Have you ever found yourself asking the question, “Do my prayers even make a difference?”
We typically pray the hardest when things are the worst. When we’re in particularly difficult circumstances, we begin to cry out to God. We’ve just lost a job. Our marriage is struggling. One of our parents is seriously ill. We’re struggling through loneliness. Our adult children have walked away from the Lord.
When God doesn’t immediately provide an answer, we pray harder. We ask our friends to pray. We invite our church to pray.
When God still doesn’t provide an answer, discouragement begins to seep in, and the question lingers in the back of our minds, “Do my prayers matter?”
Scripture answers our question with a resounding “yes!” For reasons that we can’t always understand, God says that our prayers do matter, and we should continue to pray—especially as we endure difficult circumstances.
We continue to pray because Jesus is our advocate
Hebrews 4:14 says that Jesus is our Great High Priest. He is our advocate. He speaks to God the Father on our behalf. This means that our prayers don’t fall on deaf ears. He asks us to approach the throne with confidence, knowing that he hears our prayers and that we’ll find help during our time of need.
Because Jesus is our advocate, we should be encouraged to pray and lean on him on a regular basis. We constantly have access to the Creator of the universe, to the One who has the compassion to hear us and the power to move in any and every situation. Why wouldn’t we communicate with him on a regular basis?
How do we live it out? Making prayer a regular habit can be as simple as praying for five minutes during your daily commute. It could look like praying with your children or with your spouse before bed. You might keep a small prayer journal in your car or in your desk to jot down prayer requests throughout the day. Pick at least one way to make prayer a part of your day, and you’ll find yourself more deeply connected with God.
We continue to pray because we know God is good
Hebrews goes on to explain that our Great High Priest is able to empathize with us in our weakness—he’s been in our shoes. He faced every temptation known to man, and he was still without sin. The character of our God is matchless and flawless. He is faithful, true, all-powerful, all-knowing, and omnipresent. When we face difficult times, we can pray to God and know that above all, he is God and he is good.
God likens himself to an earthly father giving gifts to his children. He says in Matthew 7:11, “If you then, who are evil, know how to give good gifts to your children, how much more will your Father who is in heaven give good things to those who ask him!” Throughout the Bible, our Heavenly Father promises to invade our lives for our good and for his glory, if we will trust in him. The more we trust God’s goodness, the more we’ll lean on him in prayer.

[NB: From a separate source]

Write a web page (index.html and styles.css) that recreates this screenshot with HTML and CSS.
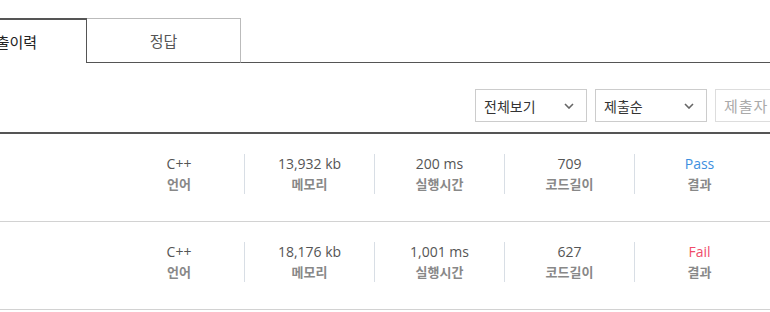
FILE: index.html
```html
<!DOCTYPE html>
<html lang="ko">
<head>
  <meta charset="UTF-8">
  <meta name="viewport" content="width=device-width, initial-scale=1.0">
  <title>제출이력</title>
  <link rel="stylesheet" href="styles.css">
</head>
<body>
  <div class="page">
    <div class="tabs">
      <div class="tab active">제출이력</div>
      <div class="tab">정답</div>
      <div class="tab-rest"></div>
    </div>

    <div class="filters">
      <div class="select">
        <span>전체보기</span>
        <svg class="chevron" width="10" height="6" viewBox="0 0 10 6"><path d="M1 1l4 4 4-4" fill="none" stroke="#666" stroke-width="1.6"/></svg>
      </div>
      <div class="select">
        <span>제출순</span>
        <svg class="chevron" width="10" height="6" viewBox="0 0 10 6"><path d="M1 1l4 4 4-4" fill="none" stroke="#666" stroke-width="1.6"/></svg>
      </div>
      <input class="search" type="text" placeholder="제출자">
    </div>

    <div class="list">
      <div class="row">
        <div class="row-info"></div>
        <div class="stats">
          <div class="stat"><div class="value">C++</div><div class="label">언어</div></div>
          <div class="stat"><div class="value">13,932 kb</div><div class="label">메모리</div></div>
          <div class="stat"><div class="value">200 ms</div><div class="label">실행시간</div></div>
          <div class="stat"><div class="value">709</div><div class="label">코드길이</div></div>
          <div class="stat"><div class="value pass">Pass</div><div class="label">결과</div></div>
        </div>
      </div>
      <div class="row">
        <div class="row-info"></div>
        <div class="stats">
          <div class="stat"><div class="value">C++</div><div class="label">언어</div></div>
          <div class="stat"><div class="value">18,176 kb</div><div class="label">메모리</div></div>
          <div class="stat"><div class="value">1,001 ms</div><div class="label">실행시간</div></div>
          <div class="stat"><div class="value">627</div><div class="label">코드길이</div></div>
          <div class="stat"><div class="value fail">Fail</div><div class="label">결과</div></div>
        </div>
      </div>
    </div>
  </div>
</body>
</html>
```

FILE: styles.css
```css
* {
  margin: 0;
  padding: 0;
  box-sizing: border-box;
}
body {
  font-family: "Open Sans", "Noto Sans CJK KR", sans-serif;
  background: #fff;
  color: #555;
  overflow: hidden;
}
.page {
  width: 1000px;
  margin-left: -67px;
  padding-top: 18px;
}
.tabs {
  display: flex;
  height: 45px;
}
.tab {
  width: 154px;
  display: flex;
  align-items: center;
  justify-content: center;
  font-family: "Noto Sans CJK KR", sans-serif;
  font-size: 15px;
  color: #555;
  border-top: 1px solid #bbb;
  border-right: 1px solid #bbb;
  border-bottom: 1px solid #555;
}
.tab.active {
  color: #222;
  border-top: 2px solid #555;
  border-right: 1px solid #555;
  border-bottom: none;
}
.tab-rest {
  flex: 1;
  border-bottom: 1px solid #555;
}
.filters {
  display: flex;
  gap: 8px;
  padding-left: 542px;
  margin-top: 26px;
  height: 33px;
}
.select {
  width: 112px;
  height: 33px;
  border: 1px solid #ccc;
  display: flex;
  align-items: center;
  justify-content: space-between;
  padding: 0 12px 0 8px;
  font-family: "Noto Sans CJK KR", sans-serif;
  font-size: 14px;
  color: #333;
}
.search {
  width: 150px;
  height: 33px;
  border: 1px solid #ddd;
  padding: 0 8px;
  font-family: "Noto Sans CJK KR", sans-serif;
  font-size: 15px;
  letter-spacing: 1px;
  color: #333;
  outline: none;
}
.search::placeholder {
  color: #aaa;
}
.list {
  margin-top: 10px;
  border-top: 2px solid #555;
}
.row {
  display: flex;
  padding: 20px 0 27px;
  border-bottom: 1px solid #d2d2d2;
}
.row-info {
  width: 181px;
}
.stats {
  display: flex;
}
.stat {
  width: 130px;
  height: 40px;
  text-align: center;
  border-left: 1px solid #d8dee5;
}
.stat:first-child {
  border-left: none;
}
.value {
  font-size: 14px;
  line-height: 20px;
  color: #555;
}
.value.pass {
  color: #3d8fe0;
}
.value.fail {
  color: #f04c6a;
}
.label {
  font-family: "Noto Sans CJK KR", sans-serif;
  font-size: 13px;
  font-weight: 700;
  line-height: 20px;
  color: #888;
}
```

How do we live it out? Although learning to trust God is a lifelong endeavor, there are certainly steps we can take to grow in our trust of the Lord and thereby grow our prayer lives. Explore the depths of God’s Word, and you’ll begin to marvel at the goodness of God. As you read the Bible, savor the aspects of God’s character that are revealed. Create a list of God’s promises, and begin to pray those promises for yourself and for those around you. Keep a written record of your prayers, and take time to look back at how God has answered your requests.

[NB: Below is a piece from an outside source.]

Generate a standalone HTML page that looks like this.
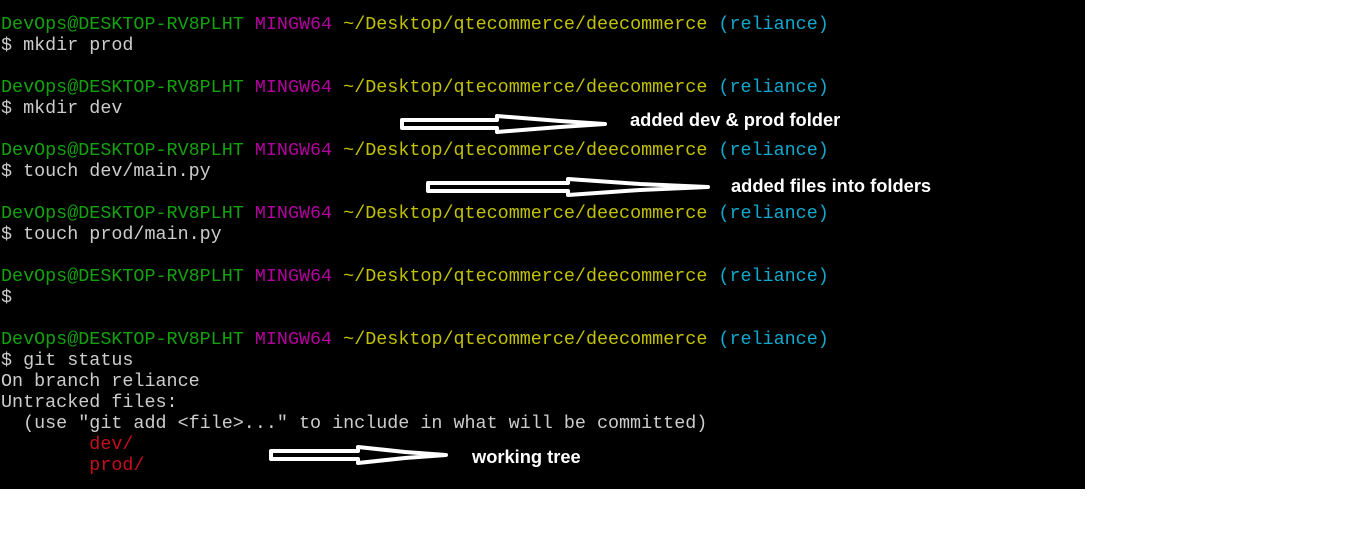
<!DOCTYPE html>
<html><head><style>
body{margin:0;width:1360px;height:555px;background:#fff;position:relative;overflow:hidden}
#t{position:absolute;left:0;top:0;width:1085px;height:489px;background:#000}
pre{position:absolute;left:1px;top:14px;margin:0;font-family:"Liberation Mono",monospace;font-size:18.4px;line-height:21px;color:#cccccc}
.g{color:#13a10e}.m{color:#b4009e}.y{color:#c1c100}.c{color:#11a8cd}.r{color:#c50f1f}
.l{position:absolute;color:#fff;font-family:"Liberation Sans",sans-serif;font-weight:bold;font-size:18.3px}
svg{position:absolute;left:0;top:0}
</style></head><body>
<div id="t"></div>
<pre><span class="g">DevOps@DESKTOP-RV8PLHT</span> <span class="m">MINGW64</span> <span class="y">~/Desktop/qtecommerce/deecommerce</span> <span class="c">(reliance)</span>
$ mkdir prod

<span class="g">DevOps@DESKTOP-RV8PLHT</span> <span class="m">MINGW64</span> <span class="y">~/Desktop/qtecommerce/deecommerce</span> <span class="c">(reliance)</span>
$ mkdir dev

<span class="g">DevOps@DESKTOP-RV8PLHT</span> <span class="m">MINGW64</span> <span class="y">~/Desktop/qtecommerce/deecommerce</span> <span class="c">(reliance)</span>
$ touch dev/main.py

<span class="g">DevOps@DESKTOP-RV8PLHT</span> <span class="m">MINGW64</span> <span class="y">~/Desktop/qtecommerce/deecommerce</span> <span class="c">(reliance)</span>
$ touch prod/main.py

<span class="g">DevOps@DESKTOP-RV8PLHT</span> <span class="m">MINGW64</span> <span class="y">~/Desktop/qtecommerce/deecommerce</span> <span class="c">(reliance)</span>
$

<span class="g">DevOps@DESKTOP-RV8PLHT</span> <span class="m">MINGW64</span> <span class="y">~/Desktop/qtecommerce/deecommerce</span> <span class="c">(reliance)</span>
$ git status
On branch reliance
Untracked files:
  (use "git add &lt;file&gt;..." to include in what will be committed)
        <span class="r">dev/</span>
        <span class="r">prod/</span>
</pre>
<svg width="1360" height="555">
<g fill="#000" stroke="#fff" stroke-width="4" stroke-linejoin="round">
<polygon points="402,120 497,120 497,116 560,121 605,124 560,127 497,132 497,128 402,128"/>
<polygon points="428,183 568,183 568,179 640,184 708,187 640,190 568,195 568,191 428,191"/>
<polygon points="271,451 358,451 358,447 405,452 446,455 405,458 358,463 358,459 271,459"/>
</g>
</svg>
<div class="l" style="left:630px;top:109px">added dev &amp; prod folder</div>
<div class="l" style="left:731px;top:175px">added files into folders</div>
<div class="l" style="left:472px;top:446px">working tree</div>
</body></html>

God may not answer our prayers right away, but he always hears them. He may not always change our circumstances, but he will always do what is best for us. We continue to pray because Jesus is our advocate. Because he intercedes for us, we should go to him in prayer regularly. We can also persevere in prayer knowing that God is good and that his promises are true. May you go to him in prayer this week, and may your prayers extend to the needs of the next generation.